• _What the exercise asks_
Your task is to copy the listing exactly. Drop any pictures from the copy.

• _Source excerpt_
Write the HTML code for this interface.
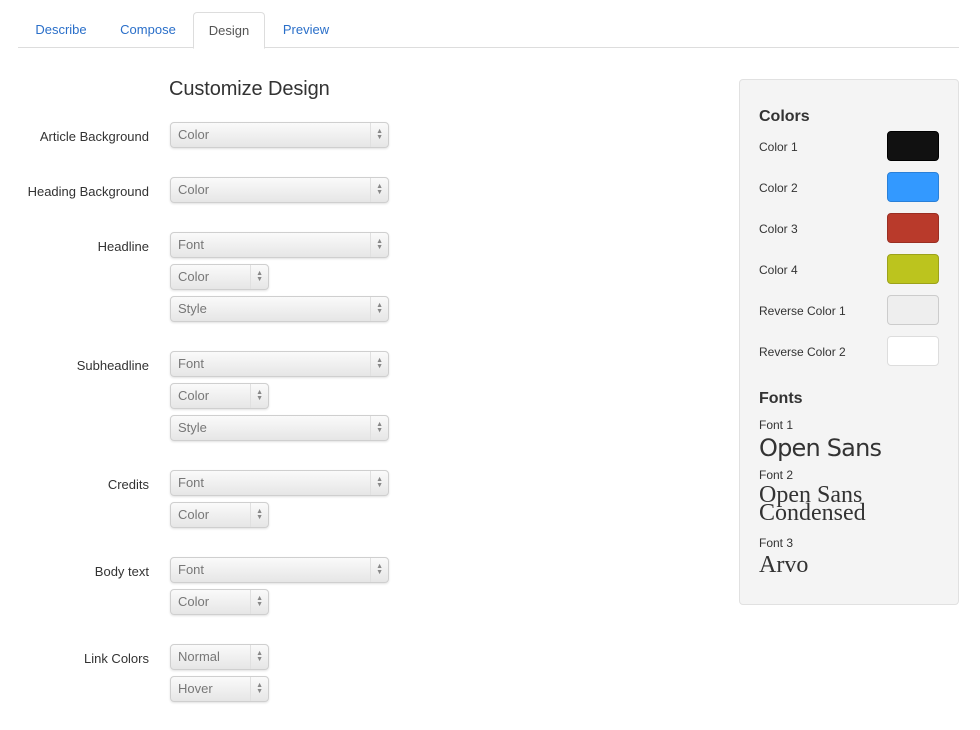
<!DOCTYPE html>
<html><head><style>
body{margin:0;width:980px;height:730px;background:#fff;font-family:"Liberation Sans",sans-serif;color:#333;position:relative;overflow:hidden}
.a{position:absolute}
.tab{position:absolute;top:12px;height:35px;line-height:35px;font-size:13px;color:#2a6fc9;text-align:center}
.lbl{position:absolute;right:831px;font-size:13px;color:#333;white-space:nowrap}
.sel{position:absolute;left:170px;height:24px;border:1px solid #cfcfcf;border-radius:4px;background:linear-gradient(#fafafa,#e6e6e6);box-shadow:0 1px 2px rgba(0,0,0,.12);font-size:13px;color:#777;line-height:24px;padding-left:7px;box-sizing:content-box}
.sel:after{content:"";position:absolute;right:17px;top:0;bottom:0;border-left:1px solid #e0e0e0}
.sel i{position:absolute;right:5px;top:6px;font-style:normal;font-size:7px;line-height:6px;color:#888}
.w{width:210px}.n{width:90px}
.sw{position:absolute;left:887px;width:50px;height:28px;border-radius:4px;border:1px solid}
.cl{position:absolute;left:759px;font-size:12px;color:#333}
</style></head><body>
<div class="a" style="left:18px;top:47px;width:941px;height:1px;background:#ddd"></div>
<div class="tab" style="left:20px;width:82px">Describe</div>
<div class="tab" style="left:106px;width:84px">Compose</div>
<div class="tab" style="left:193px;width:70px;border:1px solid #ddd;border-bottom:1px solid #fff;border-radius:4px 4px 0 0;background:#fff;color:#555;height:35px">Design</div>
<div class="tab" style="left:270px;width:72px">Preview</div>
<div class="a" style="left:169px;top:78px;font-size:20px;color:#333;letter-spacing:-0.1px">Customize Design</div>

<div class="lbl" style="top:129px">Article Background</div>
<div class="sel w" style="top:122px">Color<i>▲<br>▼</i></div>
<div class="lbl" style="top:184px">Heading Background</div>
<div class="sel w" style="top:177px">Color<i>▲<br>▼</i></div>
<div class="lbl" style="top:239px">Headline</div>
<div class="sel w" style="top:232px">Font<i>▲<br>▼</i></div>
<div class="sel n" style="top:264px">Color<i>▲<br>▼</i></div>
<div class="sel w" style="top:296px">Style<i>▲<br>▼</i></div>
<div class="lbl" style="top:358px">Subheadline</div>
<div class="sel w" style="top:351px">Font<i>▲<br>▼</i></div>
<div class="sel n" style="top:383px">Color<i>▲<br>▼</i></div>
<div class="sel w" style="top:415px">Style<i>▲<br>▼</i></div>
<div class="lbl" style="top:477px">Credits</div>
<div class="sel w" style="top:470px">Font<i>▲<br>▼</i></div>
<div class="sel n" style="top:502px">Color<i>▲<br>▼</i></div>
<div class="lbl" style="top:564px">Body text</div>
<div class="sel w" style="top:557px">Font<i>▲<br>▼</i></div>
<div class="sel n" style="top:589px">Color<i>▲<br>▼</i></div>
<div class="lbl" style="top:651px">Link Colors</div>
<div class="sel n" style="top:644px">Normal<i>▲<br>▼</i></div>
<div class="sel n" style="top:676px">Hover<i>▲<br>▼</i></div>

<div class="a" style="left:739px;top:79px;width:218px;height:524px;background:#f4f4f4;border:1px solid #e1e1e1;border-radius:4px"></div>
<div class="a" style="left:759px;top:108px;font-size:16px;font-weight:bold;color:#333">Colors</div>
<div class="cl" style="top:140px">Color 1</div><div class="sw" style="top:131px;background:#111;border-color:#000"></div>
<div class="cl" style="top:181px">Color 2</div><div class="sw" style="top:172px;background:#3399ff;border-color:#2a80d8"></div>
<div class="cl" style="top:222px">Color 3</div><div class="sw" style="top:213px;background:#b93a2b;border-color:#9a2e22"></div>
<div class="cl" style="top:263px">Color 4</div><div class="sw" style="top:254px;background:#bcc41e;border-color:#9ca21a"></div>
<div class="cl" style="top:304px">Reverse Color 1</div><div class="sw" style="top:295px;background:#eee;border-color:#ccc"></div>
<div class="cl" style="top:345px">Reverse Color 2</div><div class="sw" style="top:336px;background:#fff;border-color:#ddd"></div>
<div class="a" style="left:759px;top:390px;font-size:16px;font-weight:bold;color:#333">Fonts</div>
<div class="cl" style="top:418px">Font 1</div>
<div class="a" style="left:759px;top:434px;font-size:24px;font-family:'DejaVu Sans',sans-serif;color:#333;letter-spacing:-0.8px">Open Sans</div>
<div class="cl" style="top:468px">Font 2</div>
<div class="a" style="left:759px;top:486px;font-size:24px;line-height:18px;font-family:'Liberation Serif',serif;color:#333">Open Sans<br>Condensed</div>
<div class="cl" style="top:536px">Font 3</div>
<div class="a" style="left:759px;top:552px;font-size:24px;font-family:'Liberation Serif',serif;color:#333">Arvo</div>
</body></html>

• _Written solution_
Write the HTML code for this interface.
<!DOCTYPE html>
<html><head><style>
body{margin:0;width:980px;height:730px;background:#fff;font-family:"Liberation Sans",sans-serif;color:#333;position:relative;overflow:hidden}
.a{position:absolute}
.tab{position:absolute;top:12px;height:35px;line-height:35px;font-size:13px;color:#2a6fc9;text-align:center}
.lbl{position:absolute;right:831px;font-size:13px;color:#333;white-space:nowrap}
.sel{position:absolute;left:170px;height:24px;border:1px solid #cfcfcf;border-radius:4px;background:linear-gradient(#fafafa,#e6e6e6);box-shadow:0 1px 2px rgba(0,0,0,.12);font-size:13px;color:#777;line-height:24px;padding-left:7px;box-sizing:content-box}
.sel:after{content:"";position:absolute;right:17px;top:0;bottom:0;border-left:1px solid #e0e0e0}
.sel i{position:absolute;right:5px;top:6px;font-style:normal;font-size:7px;line-height:6px;color:#888}
.w{width:210px}.n{width:90px}
.sw{position:absolute;left:887px;width:50px;height:28px;border-radius:4px;border:1px solid}
.cl{position:absolute;left:759px;font-size:12px;color:#333}
</style></head><body>
<div class="a" style="left:18px;top:47px;width:941px;height:1px;background:#ddd"></div>
<div class="tab" style="left:20px;width:82px">Describe</div>
<div class="tab" style="left:106px;width:84px">Compose</div>
<div class="tab" style="left:193px;width:70px;border:1px solid #ddd;border-bottom:1px solid #fff;border-radius:4px 4px 0 0;background:#fff;color:#555;height:35px">Design</div>
<div class="tab" style="left:270px;width:72px">Preview</div>
<div class="a" style="left:169px;top:78px;font-size:20px;color:#333;letter-spacing:-0.1px">Customize Design</div>

<div class="lbl" style="top:129px">Article Background</div>
<div class="sel w" style="top:122px">Color<i>▲<br>▼</i></div>
<div class="lbl" style="top:184px">Heading Background</div>
<div class="sel w" style="top:177px">Color<i>▲<br>▼</i></div>
<div class="lbl" style="top:239px">Headline</div>
<div class="sel w" style="top:232px">Font<i>▲<br>▼</i></div>
<div class="sel n" style="top:264px">Color<i>▲<br>▼</i></div>
<div class="sel w" style="top:296px">Style<i>▲<br>▼</i></div>
<div class="lbl" style="top:358px">Subheadline</div>
<div class="sel w" style="top:351px">Font<i>▲<br>▼</i></div>
<div class="sel n" style="top:383px">Color<i>▲<br>▼</i></div>
<div class="sel w" style="top:415px">Style<i>▲<br>▼</i></div>
<div class="lbl" style="top:477px">Credits</div>
<div class="sel w" style="top:470px">Font<i>▲<br>▼</i></div>
<div class="sel n" style="top:502px">Color<i>▲<br>▼</i></div>
<div class="lbl" style="top:564px">Body text</div>
<div class="sel w" style="top:557px">Font<i>▲<br>▼</i></div>
<div class="sel n" style="top:589px">Color<i>▲<br>▼</i></div>
<div class="lbl" style="top:651px">Link Colors</div>
<div class="sel n" style="top:644px">Normal<i>▲<br>▼</i></div>
<div class="sel n" style="top:676px">Hover<i>▲<br>▼</i></div>

<div class="a" style="left:739px;top:79px;width:218px;height:524px;background:#f4f4f4;border:1px solid #e1e1e1;border-radius:4px"></div>
<div class="a" style="left:759px;top:108px;font-size:16px;font-weight:bold;color:#333">Colors</div>
<div class="cl" style="top:140px">Color 1</div><div class="sw" style="top:131px;background:#111;border-color:#000"></div>
<div class="cl" style="top:181px">Color 2</div><div class="sw" style="top:172px;background:#3399ff;border-color:#2a80d8"></div>
<div class="cl" style="top:222px">Color 3</div><div class="sw" style="top:213px;background:#b93a2b;border-color:#9a2e22"></div>
<div class="cl" style="top:263px">Color 4</div><div class="sw" style="top:254px;background:#bcc41e;border-color:#9ca21a"></div>
<div class="cl" style="top:304px">Reverse Color 1</div><div class="sw" style="top:295px;background:#eee;border-color:#ccc"></div>
<div class="cl" style="top:345px">Reverse Color 2</div><div class="sw" style="top:336px;background:#fff;border-color:#ddd"></div>
<div class="a" style="left:759px;top:390px;font-size:16px;font-weight:bold;color:#333">Fonts</div>
<div class="cl" style="top:418px">Font 1</div>
<div class="a" style="left:759px;top:434px;font-size:24px;font-family:'DejaVu Sans',sans-serif;color:#333;letter-spacing:-0.8px">Open Sans</div>
<div class="cl" style="top:468px">Font 2</div>
<div class="a" style="left:759px;top:486px;font-size:24px;line-height:18px;font-family:'Liberation Serif',serif;color:#333">Open Sans<br>Condensed</div>
<div class="cl" style="top:536px">Font 3</div>
<div class="a" style="left:759px;top:552px;font-size:24px;font-family:'Liberation Serif',serif;color:#333">Arvo</div>
</body></html>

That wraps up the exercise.